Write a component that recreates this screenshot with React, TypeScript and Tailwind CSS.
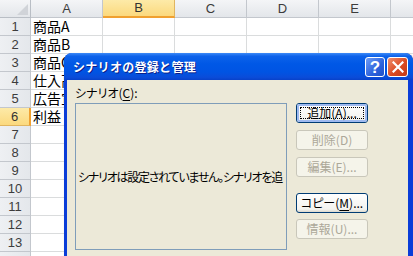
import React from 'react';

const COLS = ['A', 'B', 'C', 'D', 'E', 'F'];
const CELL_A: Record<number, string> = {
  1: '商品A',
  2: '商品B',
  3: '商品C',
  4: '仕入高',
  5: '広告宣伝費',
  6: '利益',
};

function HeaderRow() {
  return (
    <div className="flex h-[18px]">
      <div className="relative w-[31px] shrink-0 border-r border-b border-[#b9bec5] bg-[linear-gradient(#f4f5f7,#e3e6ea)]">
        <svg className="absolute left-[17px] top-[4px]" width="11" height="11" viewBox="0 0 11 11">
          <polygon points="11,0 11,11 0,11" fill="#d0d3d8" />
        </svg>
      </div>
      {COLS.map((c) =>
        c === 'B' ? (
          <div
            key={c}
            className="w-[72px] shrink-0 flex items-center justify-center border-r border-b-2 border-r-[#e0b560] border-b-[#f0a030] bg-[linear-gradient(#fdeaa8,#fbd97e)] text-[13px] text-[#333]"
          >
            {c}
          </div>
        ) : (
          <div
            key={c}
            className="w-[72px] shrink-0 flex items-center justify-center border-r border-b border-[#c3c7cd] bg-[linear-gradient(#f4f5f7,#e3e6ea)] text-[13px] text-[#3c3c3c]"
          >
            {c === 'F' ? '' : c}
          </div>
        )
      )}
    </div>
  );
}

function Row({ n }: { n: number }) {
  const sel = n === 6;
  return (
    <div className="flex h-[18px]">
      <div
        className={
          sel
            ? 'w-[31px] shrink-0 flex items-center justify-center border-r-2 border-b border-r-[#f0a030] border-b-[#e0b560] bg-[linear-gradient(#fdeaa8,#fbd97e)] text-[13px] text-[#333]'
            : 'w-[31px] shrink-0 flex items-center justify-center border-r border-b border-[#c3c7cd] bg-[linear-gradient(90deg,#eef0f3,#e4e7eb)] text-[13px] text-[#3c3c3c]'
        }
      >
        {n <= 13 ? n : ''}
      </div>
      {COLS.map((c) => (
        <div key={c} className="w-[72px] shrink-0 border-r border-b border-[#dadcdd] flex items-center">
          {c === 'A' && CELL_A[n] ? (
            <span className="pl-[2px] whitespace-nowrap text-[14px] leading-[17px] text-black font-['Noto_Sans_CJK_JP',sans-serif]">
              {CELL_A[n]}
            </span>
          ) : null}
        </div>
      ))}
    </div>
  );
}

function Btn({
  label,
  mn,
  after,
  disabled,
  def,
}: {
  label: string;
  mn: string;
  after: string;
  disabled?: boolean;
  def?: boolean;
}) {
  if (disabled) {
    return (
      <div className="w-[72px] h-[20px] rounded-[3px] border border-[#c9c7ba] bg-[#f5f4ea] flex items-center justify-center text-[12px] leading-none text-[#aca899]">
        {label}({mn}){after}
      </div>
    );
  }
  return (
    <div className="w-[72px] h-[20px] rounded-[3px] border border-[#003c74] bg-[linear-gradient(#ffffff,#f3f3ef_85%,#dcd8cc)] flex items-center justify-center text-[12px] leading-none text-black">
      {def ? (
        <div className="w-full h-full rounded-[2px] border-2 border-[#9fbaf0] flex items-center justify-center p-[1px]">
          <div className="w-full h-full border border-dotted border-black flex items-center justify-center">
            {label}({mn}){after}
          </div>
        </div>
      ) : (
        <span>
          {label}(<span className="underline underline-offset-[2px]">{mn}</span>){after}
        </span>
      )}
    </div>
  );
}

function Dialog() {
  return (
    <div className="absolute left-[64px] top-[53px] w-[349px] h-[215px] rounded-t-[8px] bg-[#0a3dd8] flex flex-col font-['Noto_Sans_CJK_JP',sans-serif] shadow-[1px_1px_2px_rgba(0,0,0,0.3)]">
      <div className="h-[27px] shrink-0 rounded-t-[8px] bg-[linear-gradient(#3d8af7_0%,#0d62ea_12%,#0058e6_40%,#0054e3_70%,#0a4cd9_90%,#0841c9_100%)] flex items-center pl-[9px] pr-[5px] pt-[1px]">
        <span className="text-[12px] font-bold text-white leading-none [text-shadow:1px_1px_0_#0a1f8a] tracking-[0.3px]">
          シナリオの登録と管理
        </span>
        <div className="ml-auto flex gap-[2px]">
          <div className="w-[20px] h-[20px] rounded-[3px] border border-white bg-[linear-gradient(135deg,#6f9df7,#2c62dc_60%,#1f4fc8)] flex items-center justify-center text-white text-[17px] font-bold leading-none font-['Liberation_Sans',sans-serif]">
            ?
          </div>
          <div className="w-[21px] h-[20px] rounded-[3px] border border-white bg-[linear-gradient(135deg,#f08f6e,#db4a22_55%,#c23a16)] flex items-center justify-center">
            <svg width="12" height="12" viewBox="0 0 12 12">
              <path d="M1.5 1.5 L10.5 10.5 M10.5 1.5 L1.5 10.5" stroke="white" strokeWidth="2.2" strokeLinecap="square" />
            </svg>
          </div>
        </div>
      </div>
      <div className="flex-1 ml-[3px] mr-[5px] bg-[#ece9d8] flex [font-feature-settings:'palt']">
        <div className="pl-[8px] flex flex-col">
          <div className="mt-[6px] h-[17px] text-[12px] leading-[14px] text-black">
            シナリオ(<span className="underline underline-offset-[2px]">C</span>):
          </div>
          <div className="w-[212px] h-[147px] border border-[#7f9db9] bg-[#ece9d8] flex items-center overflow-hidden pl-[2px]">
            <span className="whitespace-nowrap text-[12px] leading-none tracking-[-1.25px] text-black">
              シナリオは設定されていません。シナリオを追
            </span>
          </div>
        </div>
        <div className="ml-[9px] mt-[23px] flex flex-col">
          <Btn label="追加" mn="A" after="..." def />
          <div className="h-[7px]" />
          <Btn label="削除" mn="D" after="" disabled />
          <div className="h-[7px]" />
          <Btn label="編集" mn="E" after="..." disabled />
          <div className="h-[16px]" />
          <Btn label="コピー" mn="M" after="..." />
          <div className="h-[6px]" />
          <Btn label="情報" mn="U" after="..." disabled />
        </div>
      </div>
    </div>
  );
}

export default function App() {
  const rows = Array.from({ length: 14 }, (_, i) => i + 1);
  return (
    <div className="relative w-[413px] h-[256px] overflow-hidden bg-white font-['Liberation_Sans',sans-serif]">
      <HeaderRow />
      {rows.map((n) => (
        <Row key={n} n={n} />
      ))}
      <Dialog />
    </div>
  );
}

*-*-*

WORK REQUIRED –
Leave out the pictures and output the rest of the material exactly as written.

TASK OUTPUT –
Write a component that recreates this screenshot with React, TypeScript and Tailwind CSS.
import React from 'react';

const COLS = ['A', 'B', 'C', 'D', 'E', 'F'];
const CELL_A: Record<number, string> = {
  1: '商品A',
  2: '商品B',
  3: '商品C',
  4: '仕入高',
  5: '広告宣伝費',
  6: '利益',
};

function HeaderRow() {
  return (
    <div className="flex h-[18px]">
      <div className="relative w-[31px] shrink-0 border-r border-b border-[#b9bec5] bg-[linear-gradient(#f4f5f7,#e3e6ea)]">
        <svg className="absolute left-[17px] top-[4px]" width="11" height="11" viewBox="0 0 11 11">
          <polygon points="11,0 11,11 0,11" fill="#d0d3d8" />
        </svg>
      </div>
      {COLS.map((c) =>
        c === 'B' ? (
          <div
            key={c}
            className="w-[72px] shrink-0 flex items-center justify-center border-r border-b-2 border-r-[#e0b560] border-b-[#f0a030] bg-[linear-gradient(#fdeaa8,#fbd97e)] text-[13px] text-[#333]"
          >
            {c}
          </div>
        ) : (
          <div
            key={c}
            className="w-[72px] shrink-0 flex items-center justify-center border-r border-b border-[#c3c7cd] bg-[linear-gradient(#f4f5f7,#e3e6ea)] text-[13px] text-[#3c3c3c]"
          >
            {c === 'F' ? '' : c}
          </div>
        )
      )}
    </div>
  );
}

function Row({ n }: { n: number }) {
  const sel = n === 6;
  return (
    <div className="flex h-[18px]">
      <div
        className={
          sel
            ? 'w-[31px] shrink-0 flex items-center justify-center border-r-2 border-b border-r-[#f0a030] border-b-[#e0b560] bg-[linear-gradient(#fdeaa8,#fbd97e)] text-[13px] text-[#333]'
            : 'w-[31px] shrink-0 flex items-center justify-center border-r border-b border-[#c3c7cd] bg-[linear-gradient(90deg,#eef0f3,#e4e7eb)] text-[13px] text-[#3c3c3c]'
        }
      >
        {n <= 13 ? n : ''}
      </div>
      {COLS.map((c) => (
        <div key={c} className="w-[72px] shrink-0 border-r border-b border-[#dadcdd] flex items-center">
          {c === 'A' && CELL_A[n] ? (
            <span className="pl-[2px] whitespace-nowrap text-[14px] leading-[17px] text-black font-['Noto_Sans_CJK_JP',sans-serif]">
              {CELL_A[n]}
            </span>
          ) : null}
        </div>
      ))}
    </div>
  );
}

function Btn({
  label,
  mn,
  after,
  disabled,
  def,
}: {
  label: string;
  mn: string;
  after: string;
  disabled?: boolean;
  def?: boolean;
}) {
  if (disabled) {
    return (
      <div className="w-[72px] h-[20px] rounded-[3px] border border-[#c9c7ba] bg-[#f5f4ea] flex items-center justify-center text-[12px] leading-none text-[#aca899]">
        {label}({mn}){after}
      </div>
    );
  }
  return (
    <div className="w-[72px] h-[20px] rounded-[3px] border border-[#003c74] bg-[linear-gradient(#ffffff,#f3f3ef_85%,#dcd8cc)] flex items-center justify-center text-[12px] leading-none text-black">
      {def ? (
        <div className="w-full h-full rounded-[2px] border-2 border-[#9fbaf0] flex items-center justify-center p-[1px]">
          <div className="w-full h-full border border-dotted border-black flex items-center justify-center">
            {label}({mn}){after}
          </div>
        </div>
      ) : (
        <span>
          {label}(<span className="underline underline-offset-[2px]">{mn}</span>){after}
        </span>
      )}
    </div>
  );
}

function Dialog() {
  return (
    <div className="absolute left-[64px] top-[53px] w-[349px] h-[215px] rounded-t-[8px] bg-[#0a3dd8] flex flex-col font-['Noto_Sans_CJK_JP',sans-serif] shadow-[1px_1px_2px_rgba(0,0,0,0.3)]">
      <div className="h-[27px] shrink-0 rounded-t-[8px] bg-[linear-gradient(#3d8af7_0%,#0d62ea_12%,#0058e6_40%,#0054e3_70%,#0a4cd9_90%,#0841c9_100%)] flex items-center pl-[9px] pr-[5px] pt-[1px]">
        <span className="text-[12px] font-bold text-white leading-none [text-shadow:1px_1px_0_#0a1f8a] tracking-[0.3px]">
          シナリオの登録と管理
        </span>
        <div className="ml-auto flex gap-[2px]">
          <div className="w-[20px] h-[20px] rounded-[3px] border border-white bg-[linear-gradient(135deg,#6f9df7,#2c62dc_60%,#1f4fc8)] flex items-center justify-center text-white text-[17px] font-bold leading-none font-['Liberation_Sans',sans-serif]">
            ?
          </div>
          <div className="w-[21px] h-[20px] rounded-[3px] border border-white bg-[linear-gradient(135deg,#f08f6e,#db4a22_55%,#c23a16)] flex items-center justify-center">
            <svg width="12" height="12" viewBox="0 0 12 12">
              <path d="M1.5 1.5 L10.5 10.5 M10.5 1.5 L1.5 10.5" stroke="white" strokeWidth="2.2" strokeLinecap="square" />
            </svg>
          </div>
        </div>
      </div>
      <div className="flex-1 ml-[3px] mr-[5px] bg-[#ece9d8] flex [font-feature-settings:'palt']">
        <div className="pl-[8px] flex flex-col">
          <div className="mt-[6px] h-[17px] text-[12px] leading-[14px] text-black">
            シナリオ(<span className="underline underline-offset-[2px]">C</span>):
          </div>
          <div className="w-[212px] h-[147px] border border-[#7f9db9] bg-[#ece9d8] flex items-center overflow-hidden pl-[2px]">
            <span className="whitespace-nowrap text-[12px] leading-none tracking-[-1.25px] text-black">
              シナリオは設定されていません。シナリオを追
            </span>
          </div>
        </div>
        <div className="ml-[9px] mt-[23px] flex flex-col">
          <Btn label="追加" mn="A" after="..." def />
          <div className="h-[7px]" />
          <Btn label="削除" mn="D" after="" disabled />
          <div className="h-[7px]" />
          <Btn label="編集" mn="E" after="..." disabled />
          <div className="h-[16px]" />
          <Btn label="コピー" mn="M" after="..." />
          <div className="h-[6px]" />
          <Btn label="情報" mn="U" after="..." disabled />
        </div>
      </div>
    </div>
  );
}

export default function App() {
  const rows = Array.from({ length: 14 }, (_, i) => i + 1);
  return (
    <div className="relative w-[413px] h-[256px] overflow-hidden bg-white font-['Liberation_Sans',sans-serif]">
      <HeaderRow />
      {rows.map((n) => (
        <Row key={n} n={n} />
      ))}
      <Dialog />
    </div>
  );
}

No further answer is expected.